Chartier teaches in the master's degree program in electronic visualization, a three-year art department curriculum that is one of the few of its kind in this country. In addition to art, majors in architecture, computer science, landscape architecture, and other academic areas also learn visualization techniques in the Stafford Hall laboratory.

The newly equipped facility features 11 Silicon Graphics workstations and a range of high-end software, including the new Maya Unlimited package.

"Maya is being used to create sophisticated visual effects, some of which are unknown to most people," Chartier said.

In "Phantom Menace," for instance, producers used the software to duplicate thousands of characters, thus saving considerable money and time.
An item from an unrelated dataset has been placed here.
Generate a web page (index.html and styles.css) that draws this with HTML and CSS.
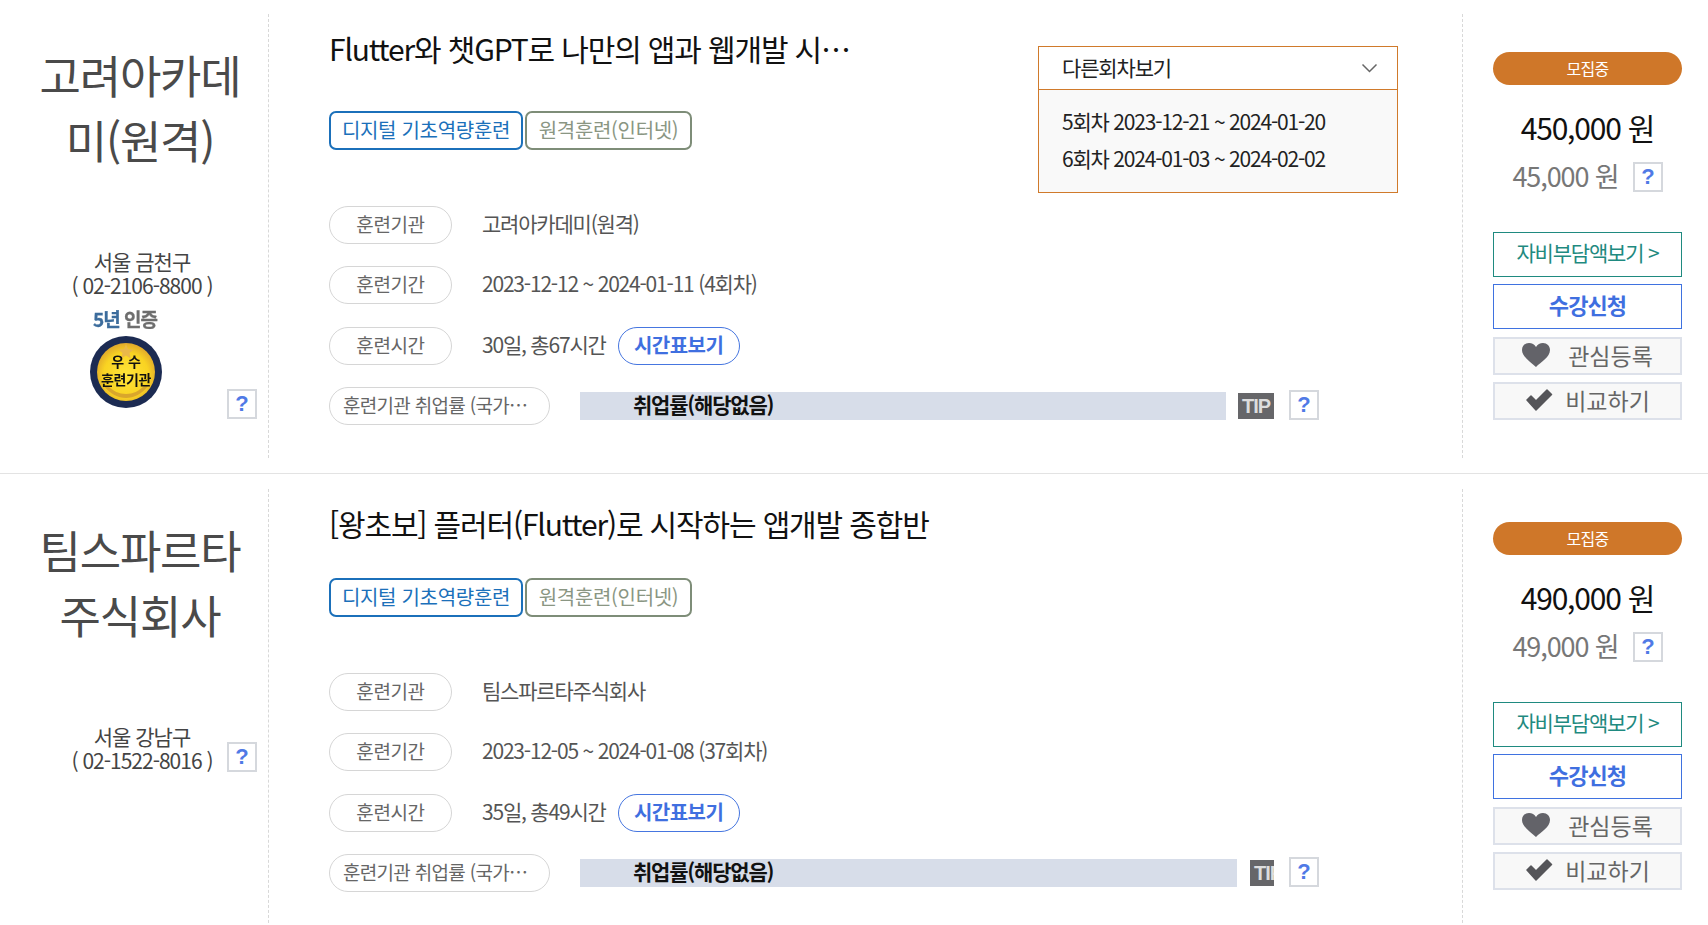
FILE: index.html
```html
<!DOCTYPE html>
<html lang="ko">
<head>
<meta charset="utf-8">
<title>훈련과정 목록</title>
<link rel="stylesheet" href="styles.css">
</head>
<body>
<section class="row">
  <div class="org">
    <h2 class="org-name">고려아카데미(원격)</h2>
    <div class="addr">
      <p class="addr-text">서울 금천구<br>( 02-2106-8800 )</p>
    </div>
    <div class="cert">
      <div class="cert-mark">
        <div class="cert-years"><span class="cert-five">5년</span> 인증</div>
        <svg class="medal" viewBox="0 0 72 72" width="72" height="72">
          <defs>
            <radialGradient id="gold" cx="50%" cy="55%" r="55%">
              <stop offset="0%" stop-color="#ffe53a"/>
              <stop offset="70%" stop-color="#f9d322"/>
              <stop offset="100%" stop-color="#dfa72c"/>
            </radialGradient>
          </defs>
          <circle cx="36" cy="36" r="36" fill="#1c2b52"/>
          <circle cx="36" cy="36" r="29" fill="url(#gold)"/>
          <path d="M36 8l2 5 5.500.5-4 3.500 1.200 5.500-4.700-3-4.700 3 1.200-5.500-4-3.500 5.500-.5z" fill="#e9b84a"/>
          <path d="M14 50c6 8 14 12 22 12s16-4 22-12l-4 0c-5 5-11 8-18 8s-13-3-18-8z" fill="#d9a62c"/>
          <text class="medal-top" x="36" y="31" text-anchor="middle">우 수</text>
          <text class="medal-bottom" x="36" y="49" text-anchor="middle">훈련기관</text>
        </svg>
      </div>
      <span class="help help-cert">?</span>
    </div>
  </div>
  <div class="main">
    <h3 class="course-title">Flutter와 챗GPT로 나만의 앱과 웹개발 시작하기 프로젝트</h3>
    <div class="tags">
      <span class="tag tag-blue">디지털 기초역량훈련</span>
      <span class="tag tag-green">원격훈련(인터넷)</span>
    </div>
    <div class="info">
      <div class="info-row"><span class="pill">훈련기관</span><span class="value">고려아카데미(원격)</span></div>
      <div class="info-row"><span class="pill">훈련기간</span><span class="value">2023-12-12 ~ 2024-01-11 (4회차)</span></div>
      <div class="info-row"><span class="pill">훈련시간</span><span class="value">30일, 총67시간</span><span class="time-btn">시간표보기</span></div>
      <div class="info-row rate-row">
        <span class="pill pill-wide">훈련기관 취업률 (국가인증 기준)</span>
        <div class="bar">취업률(해당없음)</div>
        <span class="tip">TIP</span>
        <span class="help help-rate">?</span>
      </div>
    </div>
    <div class="rounds">
      <div class="rounds-head"><span class="rounds-label">다른회차보기</span>
        <svg class="chev" viewBox="0 0 17 10" width="17" height="10"><path d="M1.500 1.500 8.500 8.500l7-7" fill="none" stroke="#666" stroke-width="1.500"/></svg>
      </div>
      <ul class="rounds-list">
        <li>5회차 2023-12-21 ~ 2024-01-20</li>
        <li>6회차 2024-01-03 ~ 2024-02-02</li>
      </ul>
    </div>
  </div>
  <aside class="side">
    <div class="status">모집중</div>
    <div class="price">450,000 원</div>
    <div class="sub-price"><span class="sub-amount">45,000 원</span><span class="help help-price">?</span></div>
    <a class="btn btn-teal">자비부담액보기 &gt;</a>
    <a class="btn btn-blue">수강신청</a>
    <a class="btn btn-gray btn-heart"><svg class="ico-heart" viewBox="0 0 28 24" width="28" height="24"><path d="M14 24C9 19 0 14 0 7c0-4 3-7 7-7 3 0 5.500 1.500 7 4 1.500-2.500 4-4 7-4 4 0 7 3 7 7 0 7-9 12-14 17z" fill="#636369"/></svg>관심등록</a>
    <a class="btn btn-gray btn-check"><svg class="ico-check" viewBox="0 0 28 22" width="28" height="22"><path d="M2 11l4-4 5 5L22 1l4.500 4.500L11 21z" fill="#555559" stroke="#555559" stroke-width="1.500" stroke-linejoin="round"/></svg>비교하기</a>
  </aside>
</section>
<section class="row row-second">
  <div class="org">
    <h2 class="org-name">팀스파르타<br>주식회사</h2>
    <div class="addr">
      <p class="addr-text">서울 강남구<br>( 02-1522-8016 )</p>
      <span class="help help-addr">?</span>
    </div>
  </div>
  <div class="main">
    <h3 class="course-title">[왕초보] 플러터(Flutter)로 시작하는 앱개발 종합반</h3>
    <div class="tags">
      <span class="tag tag-blue">디지털 기초역량훈련</span>
      <span class="tag tag-green">원격훈련(인터넷)</span>
    </div>
    <div class="info">
      <div class="info-row"><span class="pill">훈련기관</span><span class="value">팀스파르타주식회사</span></div>
      <div class="info-row"><span class="pill">훈련기간</span><span class="value">2023-12-05 ~ 2024-01-08 (37회차)</span></div>
      <div class="info-row"><span class="pill">훈련시간</span><span class="value">35일, 총49시간</span><span class="time-btn">시간표보기</span></div>
      <div class="info-row rate-row">
        <span class="pill pill-wide">훈련기관 취업률 (국가인증 기준)</span>
        <div class="bar bar-long">취업률(해당없음)</div>
        <span class="tip tip-cut">TIP</span>
        <span class="help help-rate">?</span>
      </div>
    </div>
  </div>
  <aside class="side">
    <div class="status">모집중</div>
    <div class="price">490,000 원</div>
    <div class="sub-price"><span class="sub-amount">49,000 원</span><span class="help help-price">?</span></div>
    <a class="btn btn-teal">자비부담액보기 &gt;</a>
    <a class="btn btn-blue">수강신청</a>
    <a class="btn btn-gray btn-heart"><svg class="ico-heart" viewBox="0 0 28 24" width="28" height="24"><path d="M14 24C9 19 0 14 0 7c0-4 3-7 7-7 3 0 5.500 1.500 7 4 1.500-2.500 4-4 7-4 4 0 7 3 7 7 0 7-9 12-14 17z" fill="#636369"/></svg>관심등록</a>
    <a class="btn btn-gray btn-check"><svg class="ico-check" viewBox="0 0 28 22" width="28" height="22"><path d="M2 11l4-4 5 5L22 1l4.500 4.500L11 21z" fill="#555559" stroke="#555559" stroke-width="1.500" stroke-linejoin="round"/></svg>비교하기</a>
  </aside>
</section>
</body>
</html>
```

FILE: styles.css
```css
* { box-sizing: border-box; }
html, body { margin: 0; padding: 0; height: 925px; overflow: hidden; background: #fff; }
body { font-family: "Noto Sans CJK KR", "Noto Sans", sans-serif; color: #444; }
h2, h3, p, ul { margin: 0; padding: 0; font-weight: 400; }
ul { list-style: none; }

.row { display: flex; padding: 14px 27px 15px 0; border-bottom: 1px solid #e3e3e3; height: 474px; }
.row-second { padding-top: 15px; border-bottom: 0; height: 451px; }

.org { width: 269px; flex: none; height: 444px; border-right: 1px dashed #d8d8d8; padding-top: 28px; }
.org-name { padding: 0 24px 0 36px; font-size: 45px; line-height: 65px; text-align: center; letter-spacing: -1.2px; color: #4a4a4a; }
.addr { display: grid; grid-template-columns: 62px 160px 1fr; align-items: center; margin-top: 77px; }
.addr-text { grid-column: 2; font-size: 21px; line-height: 24px; text-align: center; letter-spacing: -1px; white-space: nowrap; color: #444; }
.cert { display: flex; align-items: flex-end; margin-top: 10px; }
.cert-mark { width: 72px; margin-left: 90px; }
.cert-years { font-size: 19px; line-height: 24px; font-weight: 700; letter-spacing: -1px; color: #6e6e6e; -webkit-text-stroke: .3px currentColor; margin: 0 0 5px 3px; white-space: nowrap; filter: blur(.5px); }
.cert-five { color: #3c6c9c; }
.medal { display: block; filter: blur(.3px); }
.medal-top { font-size: 14px; font-weight: 700; fill: #111; }
.medal-bottom { font-size: 14px; font-weight: 700; fill: #111; letter-spacing: -.4px; }

.help { display: flex; align-items: center; justify-content: center; flex: none; width: 30px; height: 30px; border: 2px solid #d5d8dd; background: #fff; color: #4f7ae6; font-family: "Liberation Sans", sans-serif; font-size: 22px; font-weight: 700; line-height: 1; }
.help-cert { margin: 0 0 -11px 65px; }
.help-addr { margin: 17px 0 0 5px; }
.help-price { margin-left: 14px; }

.main { position: relative; flex: none; width: 1194px; height: 444px; padding-left: 60px; border-right: 1px dashed #d8d8d8; }
.course-title { height: 72px; font-size: 30px; line-height: 68px; letter-spacing: -1.15px; color: #111; width: 528px; white-space: nowrap; overflow: hidden; text-overflow: ellipsis; }
.row-second .course-title { width: 700px; height: 64px; }
.tags { display: flex; gap: 2px; margin-top: 25px; }
.tag { display: flex; align-items: center; justify-content: center; height: 39px; padding-bottom: 2px; border-radius: 7px; border: 2px solid; font-size: 20px; letter-spacing: -.3px; background: #fff; white-space: nowrap; }
.tag-blue { width: 194px; border-color: #1b70ba; color: #1b70ba; }
.tag-green { width: 167px; border-color: #7e8d78; color: #8a9683; }

.info { display: flex; flex-direction: column; gap: 22.3px; margin-top: 56px; }
.info-row { display: flex; align-items: center; height: 38px; }
.pill { display: block; flex: none; width: 123px; height: 38px; line-height: 33px; border: 1px solid #d6d6d6; border-radius: 19px; text-align: center; font-size: 19px; letter-spacing: -.4px; color: #666; background: #fff; }
.pill-wide { width: 221px; padding: 0 13px; letter-spacing: -.7px; white-space: nowrap; overflow: hidden; text-overflow: ellipsis; text-align: left; }
.value { margin-left: 30px; padding-bottom: 4px; font-size: 21px; letter-spacing: -1.2px; color: #555; white-space: nowrap; }
.time-btn { flex: none; width: 122px; height: 38px; margin-left: 12px; line-height: 33px; border: 1px solid #4676e0; border-radius: 19px; text-align: center; font-size: 20px; font-weight: 700; letter-spacing: -.5px; color: #3f6fe0; background: #fff; }
.bar { flex: none; width: 646px; height: 28px; margin-left: 30px; padding-left: 53px; background: #d7dde9; font-size: 21px; font-weight: 700; line-height: 25px; letter-spacing: -1.2px; color: #111; white-space: nowrap; }
.bar-long { width: 657px; }
.tip { flex: none; width: 36px; height: 26px; margin-left: 12px; overflow: hidden; background: #666669; color: #ddd; font-family: "Liberation Sans", sans-serif; font-size: 20px; font-weight: 700; line-height: 26px; padding-left: 4px; letter-spacing: -1px; white-space: nowrap; }
.tip-cut { width: 24px; margin-left: 13px; }
.help-rate { margin: -2px 0 0 15px; }

.rounds { position: absolute; top: 32px; left: 769px; width: 360px; height: 147px; border: 1px solid #d07a2b; background: #f9f9f9; }
.rounds-head { display: flex; justify-content: space-between; align-items: center; height: 43px; padding: 0 19px 0 23px; background: #fff; border-bottom: 1px solid #d07a2b; font-size: 21px; letter-spacing: -1.15px; color: #222; }
.rounds-label { padding-bottom: 3px; }
.rounds-list { padding: 13px 0 0 23px; font-size: 21px; line-height: 37px; letter-spacing: -1.2px; color: #222; white-space: nowrap; }

.side { flex: none; width: 219px; padding: 38px 0 0 30px; }
.row-second .side { padding-top: 33px; }
.status { width: 189px; height: 33px; border-radius: 17px; background: #cf7729; color: #fff; text-align: center; font-size: 16px; line-height: 32px; letter-spacing: -.8px; }
.price { width: 189px; height: 40px; margin-top: 22px; text-align: center; font-size: 30px; line-height: 40px; letter-spacing: -1.2px; color: #111; }
.sub-price { display: flex; align-items: center; justify-content: center; width: 189px; height: 30px; margin-top: 15px; font-size: 27px; letter-spacing: -1.1px; color: #777; white-space: nowrap; }
.sub-amount { padding-bottom: 3px; }
.btn { display: flex; align-items: center; justify-content: center; width: 189px; height: 45px; margin-top: 7px; padding-bottom: 2px; font-size: 21px; letter-spacing: -1.2px; background: #fff; border: 1px solid; }
.btn-teal { margin-top: 40px; padding-bottom: 6px; border-color: #1f8a80; color: #1f8a80; }
.btn-blue { padding-bottom: 5px; border-color: #3f72e0; color: #3f6fe0; font-size: 22px; letter-spacing: -.9px; font-weight: 700; }
.btn-gray { height: 38px; background: #f8f8f8; border: 2px solid #dde1ea; color: #666; font-size: 23px; letter-spacing: 0; }
.btn-heart { margin-top: 8px; }
.ico-heart { margin-right: 18px; }
.ico-check { margin-right: 12px; }
```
Working with a powerful software not yet in place for some industry users gives Mississippi State students "skills to meet expanding demands from producers of film, video and interactive media," said art department head Brent Funderburk.

"There are career opportunities for our graduates in entertainment, in instructional technology and in multimedia," Funderburk added. "We have graduates working in telecommunications and television here in the state, as well as for major film producers on the West Coast."

With the resources available at the electronic visualization lab, University Television Center, National Science Foundation Engineering Research Center, and School of Architecture's Digitial Research Imaging Laboratory, Funderburk said, "Mississippi State students have unparalleled opportunities in an emerging field."